--- BEGIN Data lines ---

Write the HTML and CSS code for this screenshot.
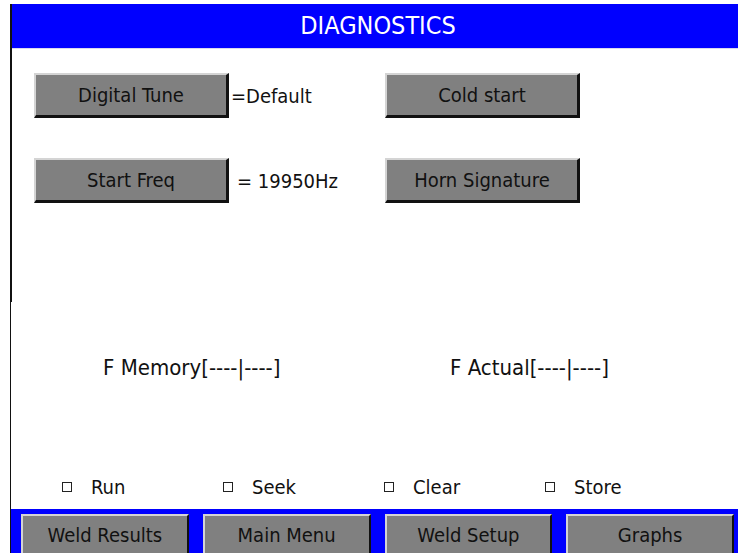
FILE: index.html
```html
<!DOCTYPE html>
<html lang="en">
<head>
    <meta charset="UTF-8">
    <meta name="viewport" content="width=device-width, initial-scale=1.0">
    <title>Diagnostics</title>
    <link rel="stylesheet" href="styles.css">
</head>
<body>
    <div class="screen">
        <div class="upper">
            <div class="title-bar">DIAGNOSTICS</div>

            <div class="controls">
                <button class="panel-btn">Digital Tune</button>
                <span class="value">=Default</span>
                <button class="panel-btn">Cold start</button>

                <button class="panel-btn">Start Freq</button>
                <span class="value value-freq">= 19950Hz</span>
                <button class="panel-btn">Horn Signature</button>
            </div>
        </div>

        <div class="lower">
            <div class="readings">
                <span class="reading">F Memory[----|----]</span>
                <span class="reading">F Actual[----|----]</span>
            </div>

            <div class="options">
                <label class="option"><span class="box"></span>Run</label>
                <label class="option"><span class="box"></span>Seek</label>
                <label class="option"><span class="box"></span>Clear</label>
                <label class="option"><span class="box"></span>Store</label>
            </div>
        </div>

        <div class="nav-bar">
            <button class="nav-btn">Weld Results</button>
            <button class="nav-btn">Main Menu</button>
            <button class="nav-btn">Weld Setup</button>
            <button class="nav-btn">Graphs</button>
        </div>
    </div>
</body>
</html>
```

FILE: styles.css
```css
body {
    font-family: "DejaVu Sans Condensed", "DejaVu Sans", sans-serif;
    font-stretch: condensed;
    margin: 0;
    padding: 4px 0 0 0;
    height: 553px;
    box-sizing: border-box;
    overflow: hidden;
    background-color: #fff;
    color: #111;
}
.screen {
    margin-left: 10px;
    border-left: 1px solid #111;
}
.upper {
    height: 298px;
    border-left: 1px solid #111;
}
.title-bar {
    height: 45px;
    line-height: 44px;
    background-color: #0000ff;
    color: #fff;
    text-align: center;
    font-size: 25px;
    padding-left: 6px;
    border-bottom: 1px solid #d8d8f0;
    box-sizing: border-box;
}
.controls {
    display: grid;
    grid-template-columns: 195px 156px 195px;
    grid-auto-rows: 45px;
    row-gap: 40px;
    padding: 24px 0 0 22px;
}
button {
    font-family: inherit;
    font-stretch: condensed;
    font-size: 20px;
    color: #111;
    background-color: #808080;
    border-style: solid;
    border-color: #d4d4d4 #111 #111 #d4d4d4;
    padding: 0;
    cursor: pointer;
}
.panel-btn {
    border-width: 2px 3px 3px 2px;
}
.value {
    align-self: center;
    font-size: 20px;
    padding-left: 2px;
}
.value-freq {
    padding-left: 8px;
}
.lower {
    height: 207px;
}
.readings {
    display: grid;
    grid-template-columns: 347px auto;
    padding: 54px 0 0 92px;
    font-size: 22px;
    line-height: 24px;
}
.options {
    display: grid;
    grid-template-columns: repeat(4, 161px);
    padding: 95px 0 0 51px;
    font-size: 20px;
    line-height: 24px;
}
.option {
    display: flex;
    align-items: center;
    gap: 19px;
}
.box {
    width: 8px;
    height: 8px;
    border: 1px solid #222;
    background: #fff;
}
.nav-bar {
    height: 44px;
    background-color: #0000ff;
    display: grid;
    grid-template-columns: repeat(4, 1fr);
    column-gap: 14px;
    padding: 5px 4px 0 10px;
    box-sizing: border-box;
    overflow: hidden;
}
.nav-btn {
    height: 42px;
    border-width: 2px 2px 2px 2px;
}
```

--- END Data lines ---

Copy out each line exactly, without the pictures.

Write the HTML and CSS code for this screenshot.
FILE: index.html
```html
<!DOCTYPE html>
<html lang="en">
<head>
    <meta charset="UTF-8">
    <meta name="viewport" content="width=device-width, initial-scale=1.0">
    <title>Diagnostics</title>
    <link rel="stylesheet" href="styles.css">
</head>
<body>
    <div class="screen">
        <div class="upper">
            <div class="title-bar">DIAGNOSTICS</div>

            <div class="controls">
                <button class="panel-btn">Digital Tune</button>
                <span class="value">=Default</span>
                <button class="panel-btn">Cold start</button>

                <button class="panel-btn">Start Freq</button>
                <span class="value value-freq">= 19950Hz</span>
                <button class="panel-btn">Horn Signature</button>
            </div>
        </div>

        <div class="lower">
            <div class="readings">
                <span class="reading">F Memory[----|----]</span>
                <span class="reading">F Actual[----|----]</span>
            </div>

            <div class="options">
                <label class="option"><span class="box"></span>Run</label>
                <label class="option"><span class="box"></span>Seek</label>
                <label class="option"><span class="box"></span>Clear</label>
                <label class="option"><span class="box"></span>Store</label>
            </div>
        </div>

        <div class="nav-bar">
            <button class="nav-btn">Weld Results</button>
            <button class="nav-btn">Main Menu</button>
            <button class="nav-btn">Weld Setup</button>
            <button class="nav-btn">Graphs</button>
        </div>
    </div>
</body>
</html>
```

FILE: styles.css
```css
body {
    font-family: "DejaVu Sans Condensed", "DejaVu Sans", sans-serif;
    font-stretch: condensed;
    margin: 0;
    padding: 4px 0 0 0;
    height: 553px;
    box-sizing: border-box;
    overflow: hidden;
    background-color: #fff;
    color: #111;
}
.screen {
    margin-left: 10px;
    border-left: 1px solid #111;
}
.upper {
    height: 298px;
    border-left: 1px solid #111;
}
.title-bar {
    height: 45px;
    line-height: 44px;
    background-color: #0000ff;
    color: #fff;
    text-align: center;
    font-size: 25px;
    padding-left: 6px;
    border-bottom: 1px solid #d8d8f0;
    box-sizing: border-box;
}
.controls {
    display: grid;
    grid-template-columns: 195px 156px 195px;
    grid-auto-rows: 45px;
    row-gap: 40px;
    padding: 24px 0 0 22px;
}
button {
    font-family: inherit;
    font-stretch: condensed;
    font-size: 20px;
    color: #111;
    background-color: #808080;
    border-style: solid;
    border-color: #d4d4d4 #111 #111 #d4d4d4;
    padding: 0;
    cursor: pointer;
}
.panel-btn {
    border-width: 2px 3px 3px 2px;
}
.value {
    align-self: center;
    font-size: 20px;
    padding-left: 2px;
}
.value-freq {
    padding-left: 8px;
}
.lower {
    height: 207px;
}
.readings {
    display: grid;
    grid-template-columns: 347px auto;
    padding: 54px 0 0 92px;
    font-size: 22px;
    line-height: 24px;
}
.options {
    display: grid;
    grid-template-columns: repeat(4, 161px);
    padding: 95px 0 0 51px;
    font-size: 20px;
    line-height: 24px;
}
.option {
    display: flex;
    align-items: center;
    gap: 19px;
}
.box {
    width: 8px;
    height: 8px;
    border: 1px solid #222;
    background: #fff;
}
.nav-bar {
    height: 44px;
    background-color: #0000ff;
    display: grid;
    grid-template-columns: repeat(4, 1fr);
    column-gap: 14px;
    padding: 5px 4px 0 10px;
    box-sizing: border-box;
    overflow: hidden;
}
.nav-btn {
    height: 42px;
    border-width: 2px 2px 2px 2px;
}
```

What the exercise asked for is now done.